Give the number of lines containing "page" in this listing, with no other words.

--------------------------------------------------

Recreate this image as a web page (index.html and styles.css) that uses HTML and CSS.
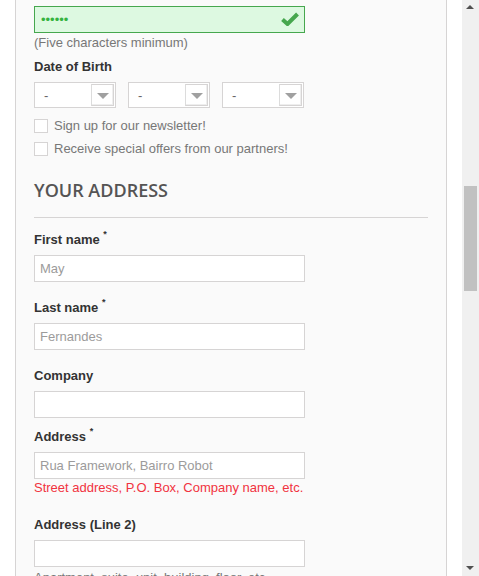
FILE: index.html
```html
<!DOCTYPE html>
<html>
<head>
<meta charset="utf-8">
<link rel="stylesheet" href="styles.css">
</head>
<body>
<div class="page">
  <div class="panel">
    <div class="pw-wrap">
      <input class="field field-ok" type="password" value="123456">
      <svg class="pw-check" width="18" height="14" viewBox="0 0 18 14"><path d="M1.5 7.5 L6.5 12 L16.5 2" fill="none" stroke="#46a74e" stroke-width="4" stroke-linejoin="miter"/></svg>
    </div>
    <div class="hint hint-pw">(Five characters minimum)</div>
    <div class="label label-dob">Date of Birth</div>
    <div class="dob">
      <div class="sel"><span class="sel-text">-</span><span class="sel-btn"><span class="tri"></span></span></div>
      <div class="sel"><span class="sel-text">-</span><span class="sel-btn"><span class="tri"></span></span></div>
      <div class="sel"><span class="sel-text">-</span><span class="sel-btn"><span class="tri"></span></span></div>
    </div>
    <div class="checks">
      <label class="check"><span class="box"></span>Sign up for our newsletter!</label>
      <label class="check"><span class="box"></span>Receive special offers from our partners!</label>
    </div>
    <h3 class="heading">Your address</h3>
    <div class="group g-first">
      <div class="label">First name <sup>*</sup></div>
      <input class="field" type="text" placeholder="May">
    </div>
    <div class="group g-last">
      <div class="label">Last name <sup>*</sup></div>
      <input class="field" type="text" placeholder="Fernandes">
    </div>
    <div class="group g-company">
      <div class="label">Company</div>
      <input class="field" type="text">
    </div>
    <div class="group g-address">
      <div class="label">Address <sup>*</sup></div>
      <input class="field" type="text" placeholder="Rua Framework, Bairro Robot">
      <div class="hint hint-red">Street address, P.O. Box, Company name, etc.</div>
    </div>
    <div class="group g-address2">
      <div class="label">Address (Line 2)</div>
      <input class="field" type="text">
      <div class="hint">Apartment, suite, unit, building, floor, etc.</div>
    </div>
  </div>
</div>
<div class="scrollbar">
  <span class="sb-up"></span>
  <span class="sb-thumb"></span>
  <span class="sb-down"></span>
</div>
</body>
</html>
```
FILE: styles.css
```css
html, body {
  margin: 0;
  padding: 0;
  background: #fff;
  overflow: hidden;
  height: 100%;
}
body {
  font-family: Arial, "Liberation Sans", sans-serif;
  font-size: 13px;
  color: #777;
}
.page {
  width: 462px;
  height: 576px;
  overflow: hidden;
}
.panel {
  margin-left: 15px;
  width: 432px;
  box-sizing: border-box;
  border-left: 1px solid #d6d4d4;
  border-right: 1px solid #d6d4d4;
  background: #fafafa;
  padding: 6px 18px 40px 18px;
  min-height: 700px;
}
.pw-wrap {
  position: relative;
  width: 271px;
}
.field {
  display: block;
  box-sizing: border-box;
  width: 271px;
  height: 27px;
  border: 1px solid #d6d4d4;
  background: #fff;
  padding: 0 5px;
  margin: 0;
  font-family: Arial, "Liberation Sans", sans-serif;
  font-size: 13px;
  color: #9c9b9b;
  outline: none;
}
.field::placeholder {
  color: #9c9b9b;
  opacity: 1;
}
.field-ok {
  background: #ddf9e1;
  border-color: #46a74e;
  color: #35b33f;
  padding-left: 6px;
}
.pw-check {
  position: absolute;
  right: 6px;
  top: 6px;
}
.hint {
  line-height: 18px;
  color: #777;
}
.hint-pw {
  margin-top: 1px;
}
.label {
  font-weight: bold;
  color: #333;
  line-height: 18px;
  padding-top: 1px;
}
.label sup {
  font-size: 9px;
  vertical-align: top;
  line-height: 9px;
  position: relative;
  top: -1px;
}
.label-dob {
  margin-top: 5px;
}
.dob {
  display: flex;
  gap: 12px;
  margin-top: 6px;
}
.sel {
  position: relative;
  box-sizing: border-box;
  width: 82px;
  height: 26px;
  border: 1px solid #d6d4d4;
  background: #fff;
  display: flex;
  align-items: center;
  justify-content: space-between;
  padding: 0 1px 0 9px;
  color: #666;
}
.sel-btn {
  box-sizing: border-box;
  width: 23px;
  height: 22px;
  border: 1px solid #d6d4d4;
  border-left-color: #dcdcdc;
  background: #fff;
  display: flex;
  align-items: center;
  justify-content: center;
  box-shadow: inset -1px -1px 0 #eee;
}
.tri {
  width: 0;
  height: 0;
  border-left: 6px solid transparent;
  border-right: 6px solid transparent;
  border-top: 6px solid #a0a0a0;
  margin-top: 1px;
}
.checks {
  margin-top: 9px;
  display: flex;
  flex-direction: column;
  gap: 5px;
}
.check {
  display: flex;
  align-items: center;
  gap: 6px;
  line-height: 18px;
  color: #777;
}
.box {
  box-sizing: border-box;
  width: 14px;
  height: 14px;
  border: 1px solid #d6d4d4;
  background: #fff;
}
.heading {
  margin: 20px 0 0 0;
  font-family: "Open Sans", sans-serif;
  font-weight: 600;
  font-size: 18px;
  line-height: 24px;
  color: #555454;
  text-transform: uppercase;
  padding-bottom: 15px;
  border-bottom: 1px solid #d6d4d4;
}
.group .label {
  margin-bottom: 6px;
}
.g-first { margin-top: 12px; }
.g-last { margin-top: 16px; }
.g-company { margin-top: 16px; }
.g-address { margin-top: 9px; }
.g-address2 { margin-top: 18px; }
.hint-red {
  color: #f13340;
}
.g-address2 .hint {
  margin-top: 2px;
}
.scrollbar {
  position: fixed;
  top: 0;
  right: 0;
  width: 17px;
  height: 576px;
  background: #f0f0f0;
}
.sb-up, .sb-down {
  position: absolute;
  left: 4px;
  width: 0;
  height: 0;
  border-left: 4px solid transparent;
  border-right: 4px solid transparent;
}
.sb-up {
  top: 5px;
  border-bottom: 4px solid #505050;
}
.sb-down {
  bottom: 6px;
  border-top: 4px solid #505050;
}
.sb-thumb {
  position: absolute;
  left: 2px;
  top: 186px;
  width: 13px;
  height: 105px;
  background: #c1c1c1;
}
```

--------------------------------------------------

Expected output:
3